==== PROVIDED MATERIAL ====

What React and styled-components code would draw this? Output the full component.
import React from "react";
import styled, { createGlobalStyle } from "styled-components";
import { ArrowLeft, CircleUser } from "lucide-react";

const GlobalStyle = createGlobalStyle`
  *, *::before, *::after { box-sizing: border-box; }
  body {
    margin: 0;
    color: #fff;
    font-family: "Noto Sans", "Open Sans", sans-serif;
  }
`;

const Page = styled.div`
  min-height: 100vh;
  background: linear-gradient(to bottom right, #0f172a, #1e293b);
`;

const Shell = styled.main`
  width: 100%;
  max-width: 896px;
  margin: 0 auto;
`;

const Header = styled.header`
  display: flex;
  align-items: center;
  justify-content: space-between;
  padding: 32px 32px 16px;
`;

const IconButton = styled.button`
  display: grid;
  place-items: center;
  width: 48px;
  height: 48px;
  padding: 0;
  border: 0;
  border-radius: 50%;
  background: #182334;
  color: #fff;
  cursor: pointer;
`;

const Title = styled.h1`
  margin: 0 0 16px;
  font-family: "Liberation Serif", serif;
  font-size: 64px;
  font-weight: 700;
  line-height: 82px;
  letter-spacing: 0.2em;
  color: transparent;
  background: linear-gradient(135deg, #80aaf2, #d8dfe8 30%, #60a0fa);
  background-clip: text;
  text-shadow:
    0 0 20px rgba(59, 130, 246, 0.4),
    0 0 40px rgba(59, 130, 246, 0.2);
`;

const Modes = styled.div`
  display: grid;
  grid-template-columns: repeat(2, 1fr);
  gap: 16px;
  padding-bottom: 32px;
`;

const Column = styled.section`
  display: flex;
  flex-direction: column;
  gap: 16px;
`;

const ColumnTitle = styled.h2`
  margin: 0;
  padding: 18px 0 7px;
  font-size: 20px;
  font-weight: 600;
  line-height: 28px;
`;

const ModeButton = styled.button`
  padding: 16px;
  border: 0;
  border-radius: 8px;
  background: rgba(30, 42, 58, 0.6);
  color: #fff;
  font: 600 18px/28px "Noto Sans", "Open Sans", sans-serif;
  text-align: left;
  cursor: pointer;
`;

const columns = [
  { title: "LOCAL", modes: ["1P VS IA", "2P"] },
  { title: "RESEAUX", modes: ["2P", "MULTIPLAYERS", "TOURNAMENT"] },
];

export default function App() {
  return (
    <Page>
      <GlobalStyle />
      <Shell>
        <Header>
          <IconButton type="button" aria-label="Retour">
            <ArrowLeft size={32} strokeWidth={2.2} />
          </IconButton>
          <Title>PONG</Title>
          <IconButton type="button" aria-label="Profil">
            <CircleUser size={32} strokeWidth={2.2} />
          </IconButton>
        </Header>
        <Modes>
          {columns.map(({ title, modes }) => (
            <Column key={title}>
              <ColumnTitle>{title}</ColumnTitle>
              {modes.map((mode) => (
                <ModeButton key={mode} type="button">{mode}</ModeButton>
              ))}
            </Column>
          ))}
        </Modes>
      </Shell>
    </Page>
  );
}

====

WHAT TO DO:
Type the whole listing again, unaltered.

THE RESPONSE:
What React and styled-components code would draw this? Output the full component.
import React from "react";
import styled, { createGlobalStyle } from "styled-components";
import { ArrowLeft, CircleUser } from "lucide-react";

const GlobalStyle = createGlobalStyle`
  *, *::before, *::after { box-sizing: border-box; }
  body {
    margin: 0;
    color: #fff;
    font-family: "Noto Sans", "Open Sans", sans-serif;
  }
`;

const Page = styled.div`
  min-height: 100vh;
  background: linear-gradient(to bottom right, #0f172a, #1e293b);
`;

const Shell = styled.main`
  width: 100%;
  max-width: 896px;
  margin: 0 auto;
`;

const Header = styled.header`
  display: flex;
  align-items: center;
  justify-content: space-between;
  padding: 32px 32px 16px;
`;

const IconButton = styled.button`
  display: grid;
  place-items: center;
  width: 48px;
  height: 48px;
  padding: 0;
  border: 0;
  border-radius: 50%;
  background: #182334;
  color: #fff;
  cursor: pointer;
`;

const Title = styled.h1`
  margin: 0 0 16px;
  font-family: "Liberation Serif", serif;
  font-size: 64px;
  font-weight: 700;
  line-height: 82px;
  letter-spacing: 0.2em;
  color: transparent;
  background: linear-gradient(135deg, #80aaf2, #d8dfe8 30%, #60a0fa);
  background-clip: text;
  text-shadow:
    0 0 20px rgba(59, 130, 246, 0.4),
    0 0 40px rgba(59, 130, 246, 0.2);
`;

const Modes = styled.div`
  display: grid;
  grid-template-columns: repeat(2, 1fr);
  gap: 16px;
  padding-bottom: 32px;
`;

const Column = styled.section`
  display: flex;
  flex-direction: column;
  gap: 16px;
`;

const ColumnTitle = styled.h2`
  margin: 0;
  padding: 18px 0 7px;
  font-size: 20px;
  font-weight: 600;
  line-height: 28px;
`;

const ModeButton = styled.button`
  padding: 16px;
  border: 0;
  border-radius: 8px;
  background: rgba(30, 42, 58, 0.6);
  color: #fff;
  font: 600 18px/28px "Noto Sans", "Open Sans", sans-serif;
  text-align: left;
  cursor: pointer;
`;

const columns = [
  { title: "LOCAL", modes: ["1P VS IA", "2P"] },
  { title: "RESEAUX", modes: ["2P", "MULTIPLAYERS", "TOURNAMENT"] },
];

export default function App() {
  return (
    <Page>
      <GlobalStyle />
      <Shell>
        <Header>
          <IconButton type="button" aria-label="Retour">
            <ArrowLeft size={32} strokeWidth={2.2} />
          </IconButton>
          <Title>PONG</Title>
          <IconButton type="button" aria-label="Profil">
            <CircleUser size={32} strokeWidth={2.2} />
          </IconButton>
        </Header>
        <Modes>
          {columns.map(({ title, modes }) => (
            <Column key={title}>
              <ColumnTitle>{title}</ColumnTitle>
              {modes.map((mode) => (
                <ModeButton key={mode} type="button">{mode}</ModeButton>
              ))}
            </Column>
          ))}
        </Modes>
      </Shell>
    </Page>
  );
}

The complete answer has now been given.